The Buddha said that it’s pointless to talk about whether the soul will continue to exist after it reaches nirvana. There are no words to describe it so why discuss it. Besides, he says, until you know about living, how can you learn about the dead?
There is so much in life that remains a riddle and a mystery. But the here and the now, this moment, if lived fully with our eyes & hearts wide open, can bring us a taste of the immortal, of what is eternally right and good and beautiful.
I close with another Mary Oliver poem that I know is familiar to many of you:
Who made the world? / Who made the swan, and the black bear?

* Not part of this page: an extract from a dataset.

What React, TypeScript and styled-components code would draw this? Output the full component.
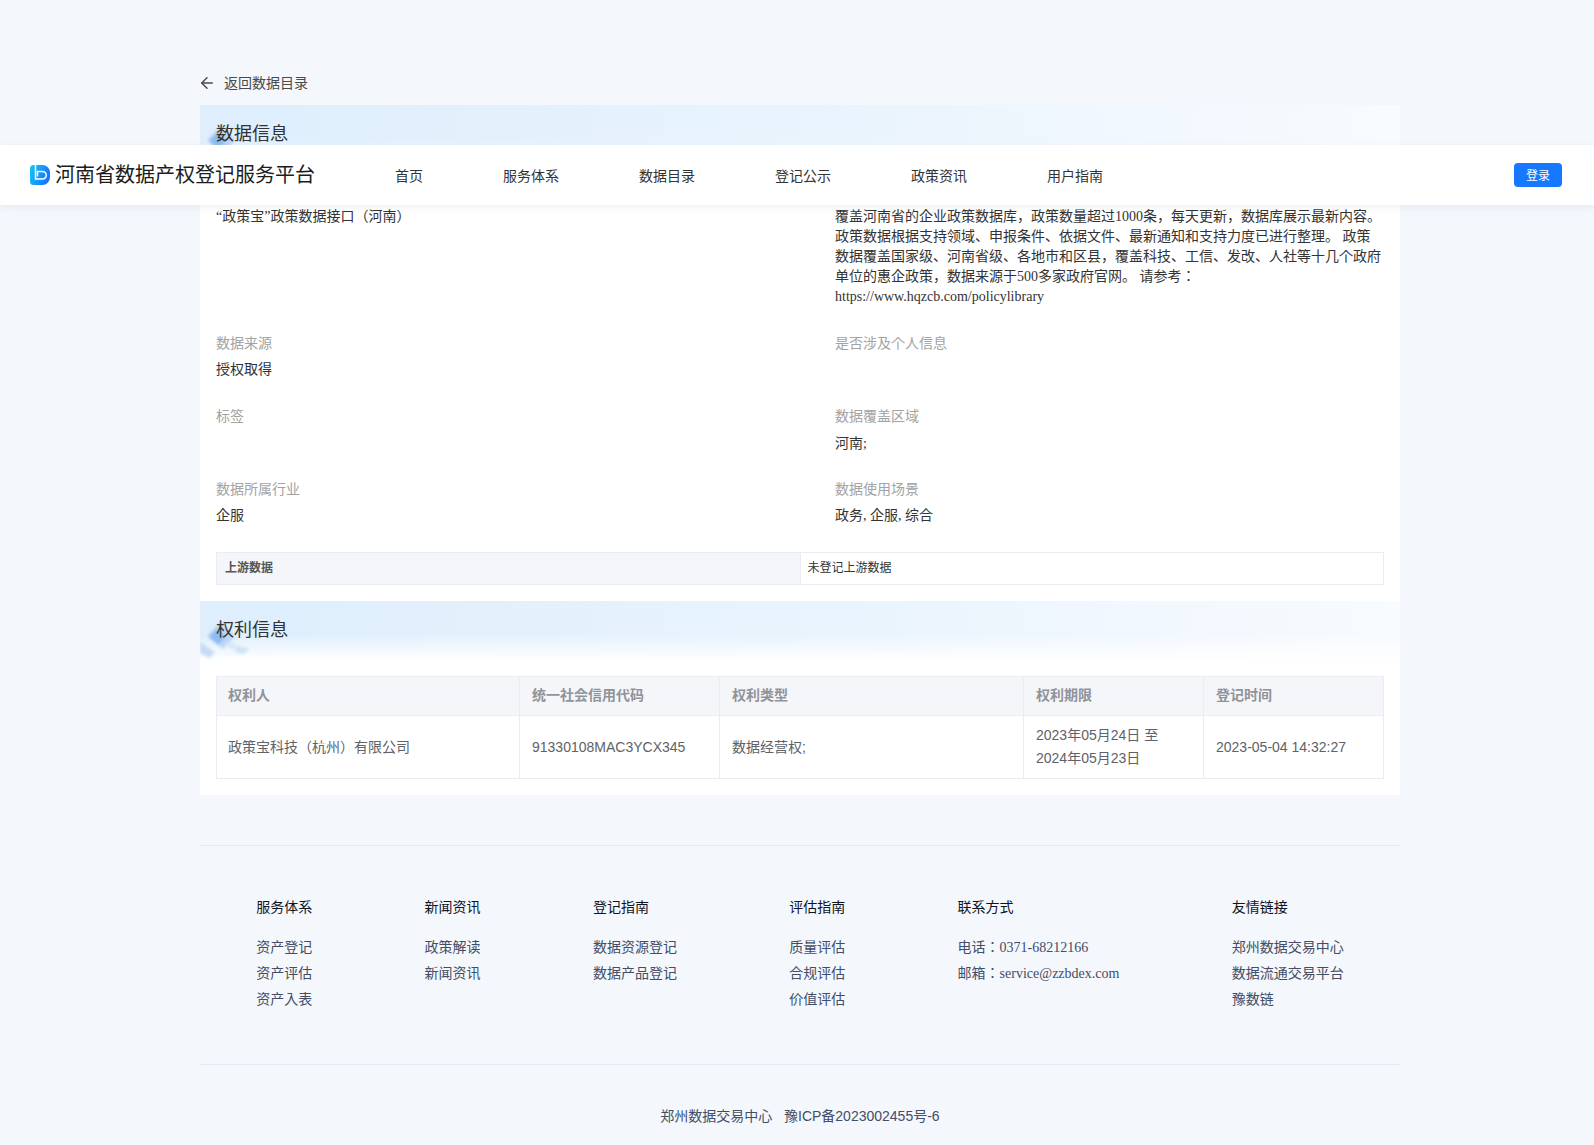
import styled, { createGlobalStyle } from "styled-components";
import { ArrowLeft } from "lucide-react";

const SANS = `"Liberation Sans", "Noto Sans CJK JP", sans-serif`;
const SERIF = `"Liberation Serif", "Noto Sans CJK JP", serif`;

const GlobalStyle = createGlobalStyle`
    * {
        box-sizing: border-box;
    }
    body {
        margin: 0;
        background: #f4f7fc;
        font-family: ${SERIF};
    }
`;

const Page = styled.div`
    position: relative;
    width: 100%;
    overflow: hidden;
`;

const TopBar = styled.header`
    position: absolute;
    top: 145px;
    left: 0;
    right: 0;
    z-index: 10;
    height: 60px;
    padding: 0 32px 0 30px;
    display: flex;
    align-items: center;
    background: #fff;
    box-shadow: 0 2px 8px rgba(30, 50, 90, 0.07);
`;

const Brand = styled.div`
    display: flex;
    align-items: center;
    gap: 5px;
    font-size: 20px;
    line-height: 28px;
    color: #1c1c1c;
`;

const NavLinks = styled.nav`
    flex: 1;
    display: flex;
    gap: 80px;
    margin-left: 80px;
    padding-top: 3px;
`;

const NavLink = styled.a`
    font-size: 14px;
    line-height: 20px;
    color: #333;
`;

const LoginButton = styled.button`
    width: 48px;
    height: 24px;
    padding: 0;
    border: 0;
    border-radius: 4px;
    background: #1677ff;
    color: #fff;
    font-family: ${SERIF};
    font-size: 12px;
`;

const Main = styled.main`
    width: 1200px;
    margin-left: 200px;
    padding-top: 72px;
`;

const BackLink = styled.a`
    display: flex;
    align-items: center;
    gap: 8px;
    height: 20px;
    margin-bottom: 13px;
    font-size: 14px;
    color: #4a4a4a;
    svg {
        margin: 2px 0 0 -2px;
    }
`;

const Panel = styled.section`
    background: #fff;
    padding-bottom: 16px;
`;

const Band = styled.div`
    position: relative;
    height: 60px;
    padding-left: 16px;
    background:
        linear-gradient(180deg, rgba(255, 255, 255, 0) 55%, #fff 100%),
        linear-gradient(90deg, #deeefc 0%, #e8f3fd 50%, #f8fbff 100%);
`;

const BandTitle = styled.h2`
    position: relative;
    margin: 0;
    font-size: 18px;
    font-weight: 400;
    line-height: 58px;
    color: #333;
`;

const BandArt = styled.svg`
    position: absolute;
    left: 0;
    top: 10px;
`;

const Section = styled.div<{ $top: number }>`
    padding: ${p => p.$top}px 16px 0;
`;

const InfoGrid = styled.div`
    display: grid;
    grid-template-columns: 549px 549px;
    column-gap: 70px;
    margin-bottom: -1px;
`;

const InfoCell = styled.div`
    padding-bottom: 27px;
`;

const Label = styled.div`
    font-size: 14px;
    line-height: 20px;
    color: #a3a3a3;
`;

const Value = styled.div<{ $low?: boolean }>`
    margin-top: ${p => (p.$low ? "7px" : "6px")};
    margin-bottom: ${p => (p.$low ? "-1px" : "0")};
    min-height: 20px;
    font-size: 14px;
    line-height: 20px;
    color: #333;
`;

const SmallTable = styled.table`
    width: 100%;
    table-layout: fixed;
    border-collapse: collapse;
    margin-bottom: 16px;
`;

const SmallHead = styled.th`
    height: 32px;
    padding: 0 8px 4px;
    border: 1px solid #e9ecf3;
    background: #f5f6fa;
    font-size: 12px;
    font-weight: 700;
    text-align: left;
    color: #555;
`;

const SmallCell = styled.td`
    height: 32px;
    padding: 0 7px 3px;
    border: 1px solid #e9ecf3;
    font-size: 12px;
    color: #333;
`;

const RightsTable = styled.table`
    width: 1167px;
    table-layout: fixed;
    border-collapse: collapse;
    font-family: ${SANS};
`;

const RightsHead = styled.th`
    padding: 7px 12px 8px;
    border: 1px solid #e9ecf3;
    background: #f5f6fa;
    font-size: 14px;
    font-weight: 700;
    line-height: 23px;
    text-align: left;
    color: #909399;
    &:first-child {
        padding-left: 11px;
    }
`;

const RightsCell = styled.td`
    padding: 8px 12px;
    border: 1px solid #e9ecf3;
    font-size: 14px;
    line-height: 23px;
    color: #606266;
    &:first-child {
        padding-left: 11px;
    }
`;

const Rule = styled.hr`
    margin: 0;
    border: 0;
    border-top: 1px solid #e6e9f0;
`;

const Footer = styled.footer`
    margin-top: 50px;
`;

const FooterColumns = styled.div`
    display: flex;
    justify-content: space-around;
    padding: 52px 0 54px;
`;

const FooterColumn = styled.div`
    display: flex;
    flex-direction: column;
    gap: 6px;
    font-size: 14px;
    line-height: 20px;
`;

const FooterTitle = styled.div`
    margin-bottom: 14px;
    color: #10141c;
`;

const FooterLink = styled.a`
    color: #434e66;
`;

const Copyright = styled.div`
    padding: 41px 0 24px;
    font-family: ${SANS};
    font-size: 14px;
    line-height: 20px;
    text-align: center;
    white-space: pre;
    color: #434e66;
`;

const NAV = ["首页", "服务体系", "数据目录", "登记公示", "政策资讯", "用户指南"];

const FOOTER = [
    { title: "服务体系", links: ["资产登记", "资产评估", "资产入表"] },
    { title: "新闻资讯", links: ["政策解读", "新闻资讯"] },
    { title: "登记指南", links: ["数据资源登记", "数据产品登记"] },
    { title: "评估指南", links: ["质量评估", "合规评估", "价值评估"] },
    { title: "联系方式", links: ["电话：0371-68212166", "邮箱：service@zzbdex.com"] },
    { title: "友情链接", links: ["郑州数据交易中心", "数据流通交易平台", "豫数链"] },
];

const RIGHTS_COLS = [
    { name: "权利人", width: 303 },
    { name: "统一社会信用代码", width: 200 },
    { name: "权利类型", width: 304 },
    { name: "权利期限", width: 180 },
    { name: "登记时间", width: 180 },
];

function Logo() {
    return (
        <svg width="20" height="20" viewBox="0 0 20 20">
            <defs>
                <linearGradient id="logoFill" x1="0" y1="0" x2="1" y2="0.4">
                    <stop offset="0" stopColor="#14c8f5" />
                    <stop offset="1" stopColor="#1677ff" />
                </linearGradient>
            </defs>
            <path d="M3.5 0h9a7.5 7.5 0 0 1 7.5 7.5v5a7.5 7.5 0 0 1-7.5 7.5h-9A3.5 3.5 0 0 1 0 16.5v-13A3.5 3.5 0 0 1 3.5 0z" fill="url(#logoFill)" />
            <path d="M5.5 0V14H12.5a3.5 3.5 0 0 0 0-7.500H7.500V11.500" fill="none" stroke="#fff" strokeWidth="1.5" />
        </svg>
    );
}

function DiamondArt({ id }: { id: string }) {
    return (
        <BandArt width="60" height="50" viewBox="0 0 60 50">
            <defs>
                <filter id={id} x="-30%" y="-30%" width="160%" height="160%">
                    <feGaussianBlur stdDeviation="1.4" />
                </filter>
            </defs>
            <g fill="none" stroke="#e6f0fb" strokeWidth="0.8">
                <path d="M28 4 52 24 28 44 5 24z" />
                <path d="M28 11 44 24 28 37 13 24z" />
            </g>
            <g filter={`url(#${id})`}>
                <path d="M20 12 35 25 23 38 7 25z" fill="#bcd7f6" />
                <path d="M17 17 26 26 18 34 9 26z" fill="#8dbcf0" />
                <path d="M30 30 38 35 33 39 25 34z" fill="#d8e8fa" />
                <path d="M38 35 50 38 43 43 34 41z" fill="#cfe2f8" />
                <path d="M0 31 15 41 10 47 0 42z" fill="#c6dcf5" />
            </g>
        </BandArt>
    );
}

function Info({ label, value, low }: { label: string; value?: string; low?: boolean }) {
    return (
        <InfoCell>
            <Label>{label}</Label>
            <Value $low={low}>{value}</Value>
        </InfoCell>
    );
}

export default function App() {
    return (
        <Page>
            <GlobalStyle />
            <TopBar>
                <Brand>
                    <Logo />
                    河南省数据产权登记服务平台
                </Brand>
                <NavLinks>
                    {NAV.map(item => <NavLink key={item}>{item}</NavLink>)}
                </NavLinks>
                <LoginButton>登录</LoginButton>
            </TopBar>
            <Main>
                <BackLink>
                    <ArrowLeft size={18} />
                    返回数据目录
                </BackLink>
                <Panel>
                    <Band>
                        <DiamondArt id="blurA" />
                        <BandTitle>数据信息</BandTitle>
                    </Band>
                    <Section $top={16}>
                        <InfoGrid>
                            <Info label="数据名称" value="“政策宝”政策数据接口（河南）" />
                            <Info
                                label="数据简介"
                                value="覆盖河南省的企业政策数据库，政策数量超过1000条，每天更新，数据库展示最新内容。政策数据根据支持领域、申报条件、依据文件、最新通知和支持力度已进行整理。 政策数据覆盖国家级、河南省级、各地市和区县，覆盖科技、工信、发改、人社等十几个政府单位的惠企政策，数据来源于500多家政府官网。 请参考：https://www.hqzcb.com/policylibrary"
                            />
                            <Info label="数据来源" value="授权取得" />
                            <Info label="是否涉及个人信息" />
                            <Info label="标签" />
                            <Info label="数据覆盖区域" value="河南;" low />
                            <Info label="数据所属行业" value="企服" />
                            <Info label="数据使用场景" value="政务, 企服, 综合" />
                        </InfoGrid>
                        <SmallTable>
                            <tbody>
                                <tr>
                                    <SmallHead>上游数据</SmallHead>
                                    <SmallCell>未登记上游数据</SmallCell>
                                </tr>
                            </tbody>
                        </SmallTable>
                    </Section>
                    <Band>
                        <DiamondArt id="blurB" />
                        <BandTitle>权利信息</BandTitle>
                    </Band>
                    <Section $top={15}>
                        <RightsTable>
                            <colgroup>
                                {RIGHTS_COLS.map(col => <col key={col.name} width={col.width} />)}
                            </colgroup>
                            <thead>
                                <tr>
                                    {RIGHTS_COLS.map(col => <RightsHead key={col.name}>{col.name}</RightsHead>)}
                                </tr>
                            </thead>
                            <tbody>
                                <tr>
                                    <RightsCell>政策宝科技（杭州）有限公司</RightsCell>
                                    <RightsCell>91330108MAC3YCX345</RightsCell>
                                    <RightsCell>数据经营权;</RightsCell>
                                    <RightsCell>2023年05月24日 至<br />2024年05月23日</RightsCell>
                                    <RightsCell>2023-05-04 14:32:27</RightsCell>
                                </tr>
                            </tbody>
                        </RightsTable>
                    </Section>
                </Panel>
                <Footer>
                    <Rule />
                    <FooterColumns>
                        {FOOTER.map(col => (
                            <FooterColumn key={col.title}>
                                <FooterTitle>{col.title}</FooterTitle>
                                {col.links.map(link => <FooterLink key={link}>{link}</FooterLink>)}
                            </FooterColumn>
                        ))}
                    </FooterColumns>
                    <Rule />
                    <Copyright>郑州数据交易中心   豫ICP备2023002455号-6</Copyright>
                </Footer>
            </Main>
        </Page>
    );
}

Who made the grasshopper? /This grasshopper, I mean—
The one who has flung herself out of the grass,
The one who is eating sugar out of my hand,
Who is moving her jaws back and forth instead of up and down—
Who is gazing around with her enormous and complicated eyes.
Now she lifts her pale forearms and thoroughly washes her face.
Now she snaps her wings open and floats away.
I don’t know exactly what a prayer is.
I do know how to pay attention, how to fall down into the grass,
How to kneel down in the grass,
How to be idle and blessed, how to stroll through fields,
Which is what I have been doing all day.
Tell me, what else should I have done?
Doesn’t everything die at last, and too soon?
Tell me, what is it you plan to do
With your one wild and precious life?
That’s the big question, my friends. Not about heaven, but what we plan to with this one wild and precious life we’ve been given.